- **TASK**
Without the images, output each record below as it stands.

- **INPUT DATA**
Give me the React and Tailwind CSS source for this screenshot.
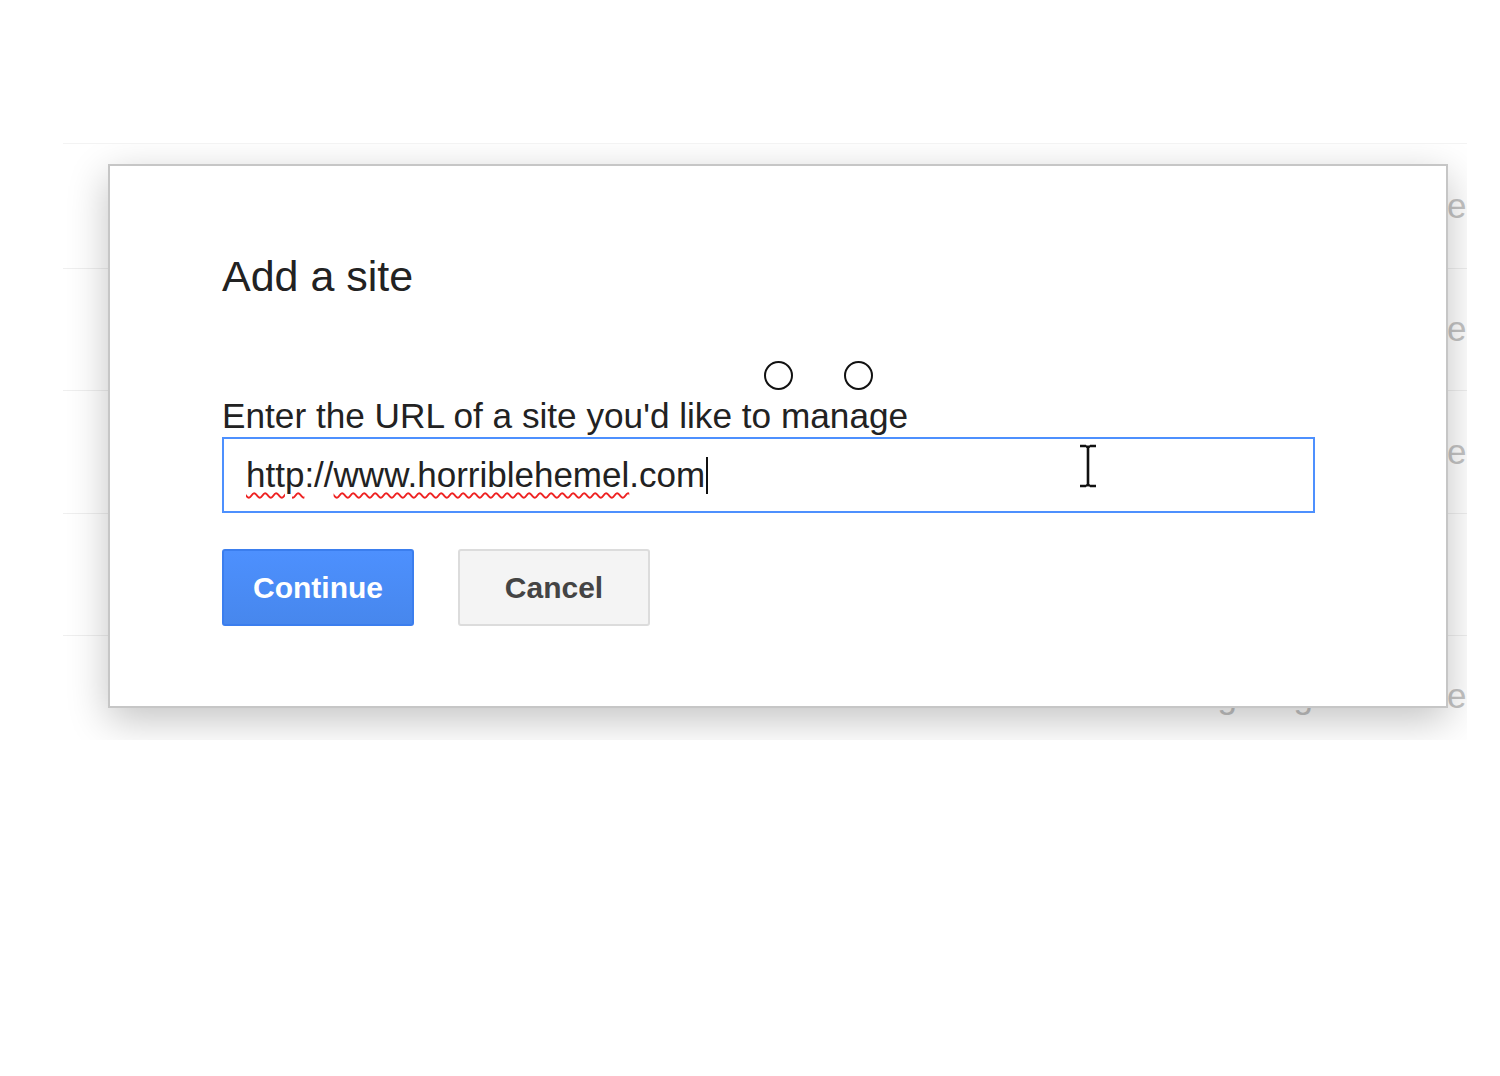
import React from 'react';

const rows = [
  { h: 'h-[125px]', text: 'Not verified' },
  { h: 'h-[122px]', text: 'Not verified' },
  { h: 'h-[123px]', text: 'Not verified' },
  { h: 'h-[122px]', text: '' },
  { h: 'h-[122px]', text: 'See message log for verified' },
];

const IBeam = () => (
  <svg width="22" height="44" viewBox="0 0 22 44" className="absolute left-[853px] top-[5px]">
    <path d="M3 2h6M13 2h6M11 3v38M3 42h6M13 42h6M9 2.5c1 0 2 .5 2 1.5M13 2.5c-1 0-2 .5-2 1.5M9 41.5c1 0 2-.5 2-1.5M13 41.5c-1 0-2-.5-2-1.5" stroke="#111" strokeWidth="2.6" fill="none" />
  </svg>
);

const AddSiteDialog = () => (
  <div className="absolute left-[45px] top-[20px] w-[1340px] h-[544px] bg-white border-2 border-[#c6c6c6] shadow-[0_12px_38px_rgba(0,0,0,0.24)] pl-[112px] pt-[86px]">
    <h2 className="text-[43px] leading-[48px] text-[#222] font-normal">Add a site</h2>

    <div className="relative mt-[96px]">
      <span className="absolute left-[542px] top-[-35px] w-[29px] h-[29px] rounded-full border-[2.5px] border-[#111]" />
      <span className="absolute left-[622px] top-[-35px] w-[29px] h-[29px] rounded-full border-[2.5px] border-[#111]" />
      <label className="block text-[35.2px] leading-[40px] text-[#222]">
        Enter the URL of a site you'd like to manage
      </label>
    </div>

    <div className="relative mt-px w-[1093px] h-[76px] border-2 border-[#4d90fe] flex items-center pl-[22px]">
      <span className="text-[35px] leading-[40px] text-[#222] whitespace-nowrap">
        <span className="underline decoration-wavy decoration-[#e22] decoration-[1.5px] underline-offset-[5px]">http</span>
        ://
        <span className="underline decoration-wavy decoration-[#e22] decoration-[1.5px] underline-offset-[5px]">www.horriblehemel</span>
        .com
      </span>
      <span className="w-[2px] h-[37px] bg-[#111] ml-px" />
      <IBeam />
    </div>

    <div className="flex gap-[44px] mt-[36px]">
      <button className="w-[192px] h-[77px] rounded-[3px] border-2 border-[#3b7eee] bg-[linear-gradient(#4d90fe,#4787ed)] text-white text-[30px] font-bold">
        Continue
      </button>
      <button className="w-[192px] h-[77px] rounded-[3px] border-2 border-[#dcdcdc] bg-[#f4f4f4] text-[#444] text-[30px] font-bold">
        Cancel
      </button>
    </div>
  </div>
);

export default function App() {
  return (
    <div className="w-[1500px] h-[1076px] bg-white pt-[143px] font-['Liberation_Sans',Arial,sans-serif]">
      <div className="relative ml-[63px] w-[1404px] h-[597px] overflow-hidden bg-white border-t border-[#f3f3f3]">
        {rows.map((r, i) => (
          <div key={i} className={`${r.h} flex items-center justify-end border-b border-[#efefef]`}>
            <span className="mr-[-19px] whitespace-nowrap text-[35px] text-[#c4c4c4]">{r.text}</span>
          </div>
        ))}
        <AddSiteDialog />
      </div>
    </div>
  );
}
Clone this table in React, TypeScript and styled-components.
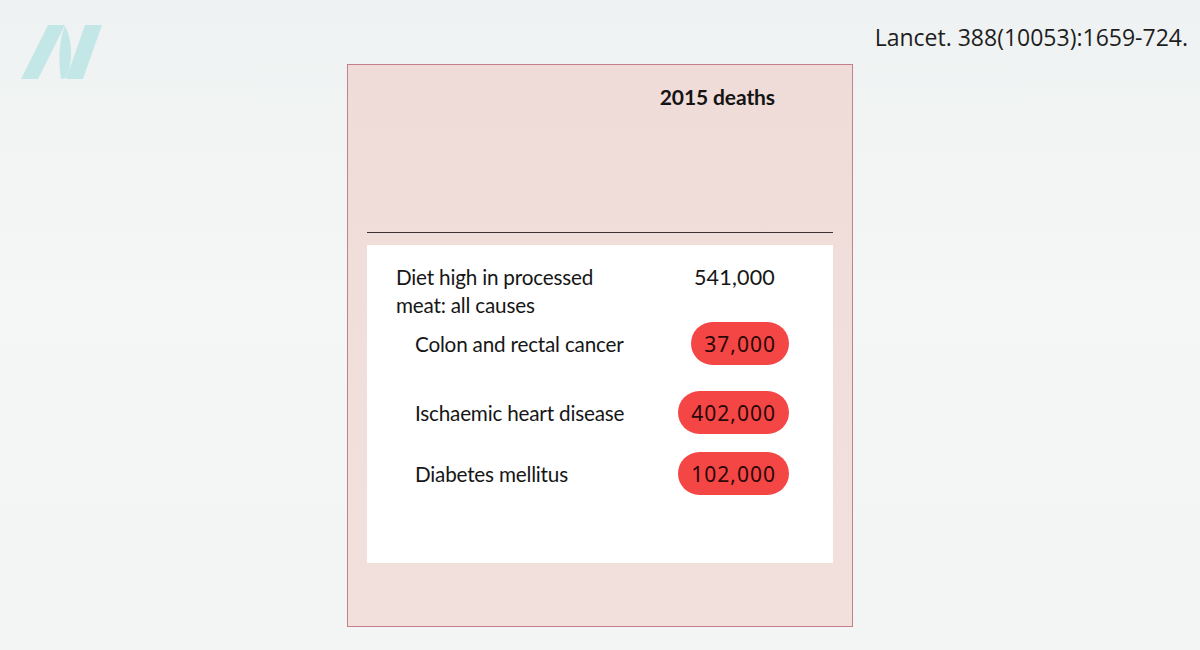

- **EXERCISE SOLUTION**
Give me the React and Tailwind CSS source for this screenshot.
import React from 'react';

const rows = [
  { h: 'h-[125px]', text: 'Not verified' },
  { h: 'h-[122px]', text: 'Not verified' },
  { h: 'h-[123px]', text: 'Not verified' },
  { h: 'h-[122px]', text: '' },
  { h: 'h-[122px]', text: 'See message log for verified' },
];

const IBeam = () => (
  <svg width="22" height="44" viewBox="0 0 22 44" className="absolute left-[853px] top-[5px]">
    <path d="M3 2h6M13 2h6M11 3v38M3 42h6M13 42h6M9 2.5c1 0 2 .5 2 1.5M13 2.5c-1 0-2 .5-2 1.5M9 41.5c1 0 2-.5 2-1.5M13 41.5c-1 0-2-.5-2-1.5" stroke="#111" strokeWidth="2.6" fill="none" />
  </svg>
);

const AddSiteDialog = () => (
  <div className="absolute left-[45px] top-[20px] w-[1340px] h-[544px] bg-white border-2 border-[#c6c6c6] shadow-[0_12px_38px_rgba(0,0,0,0.24)] pl-[112px] pt-[86px]">
    <h2 className="text-[43px] leading-[48px] text-[#222] font-normal">Add a site</h2>

    <div className="relative mt-[96px]">
      <span className="absolute left-[542px] top-[-35px] w-[29px] h-[29px] rounded-full border-[2.5px] border-[#111]" />
      <span className="absolute left-[622px] top-[-35px] w-[29px] h-[29px] rounded-full border-[2.5px] border-[#111]" />
      <label className="block text-[35.2px] leading-[40px] text-[#222]">
        Enter the URL of a site you'd like to manage
      </label>
    </div>

    <div className="relative mt-px w-[1093px] h-[76px] border-2 border-[#4d90fe] flex items-center pl-[22px]">
      <span className="text-[35px] leading-[40px] text-[#222] whitespace-nowrap">
        <span className="underline decoration-wavy decoration-[#e22] decoration-[1.5px] underline-offset-[5px]">http</span>
        ://
        <span className="underline decoration-wavy decoration-[#e22] decoration-[1.5px] underline-offset-[5px]">www.horriblehemel</span>
        .com
      </span>
      <span className="w-[2px] h-[37px] bg-[#111] ml-px" />
      <IBeam />
    </div>

    <div className="flex gap-[44px] mt-[36px]">
      <button className="w-[192px] h-[77px] rounded-[3px] border-2 border-[#3b7eee] bg-[linear-gradient(#4d90fe,#4787ed)] text-white text-[30px] font-bold">
        Continue
      </button>
      <button className="w-[192px] h-[77px] rounded-[3px] border-2 border-[#dcdcdc] bg-[#f4f4f4] text-[#444] text-[30px] font-bold">
        Cancel
      </button>
    </div>
  </div>
);

export default function App() {
  return (
    <div className="w-[1500px] h-[1076px] bg-white pt-[143px] font-['Liberation_Sans',Arial,sans-serif]">
      <div className="relative ml-[63px] w-[1404px] h-[597px] overflow-hidden bg-white border-t border-[#f3f3f3]">
        {rows.map((r, i) => (
          <div key={i} className={`${r.h} flex items-center justify-end border-b border-[#efefef]`}>
            <span className="mr-[-19px] whitespace-nowrap text-[35px] text-[#c4c4c4]">{r.text}</span>
          </div>
        ))}
        <AddSiteDialog />
      </div>
    </div>
  );
}
Clone this table in React, TypeScript and styled-components.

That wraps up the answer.